Section 846 is a conspiracy provision. The conspirators were alleged to have conspired to violate Sec. 841(a) (1) (i.e., distribution of cocaine)

 3

Congress amended the statute in 1988 to strike the language used by the Supreme Court in Bifulco to limit the penalties for convictions under Sec. 846. See Anti-Drug Abuse Act of 1988, Title I, Sec. 6470(a), 44 Cr.L.Rpt. 3014. The statute now reads that a violation of Sec. 846 carries "the same penalties as those prescribed for the offense, the commission of which was the object of the attempt or conspiracy." 21 U.S.C. § 846. Thus, it appears that persons convicted of conspiracy to distribute cocaine after 1988 are, among other things, not eligible for parole

 4

In situations where the family member receiving lenient treatment has not already been indicted, the court should take particular care to ensure that the government acts in good faith and with probable cause to indict the third party.

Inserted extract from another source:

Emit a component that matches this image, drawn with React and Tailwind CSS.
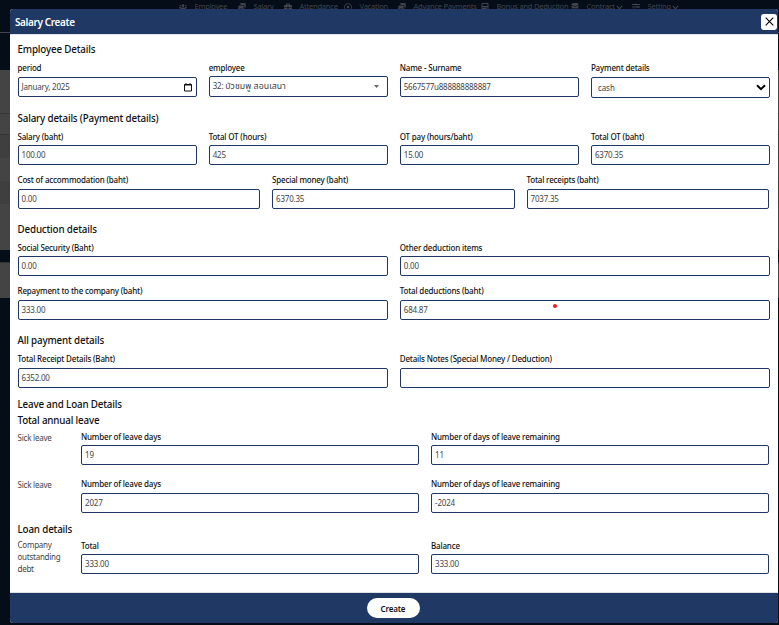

Martin v. Kemp, 760 F.2d 1244, 1247-48 (11th Cir. 1985). "Indeed, absent probable cause to believe that the third person has committed a crime, offering 'concessions' as to him or her constitutes a species of fraud." Nuckols, 606 F.2d at 569. In Nuckols, the court, unable to determine on the record whether probable cause existed, reversed and remanded for "a hearing on whether the alleged threats to prosecute [the defendant's] wife were founded in good faith upon probable cause." 606 F.2d at 570

While we do not find it necessary to remand this case, the government could make more of an affirmative effort to place enough evidence in the record to support its threat to proceed against an unindicted third party.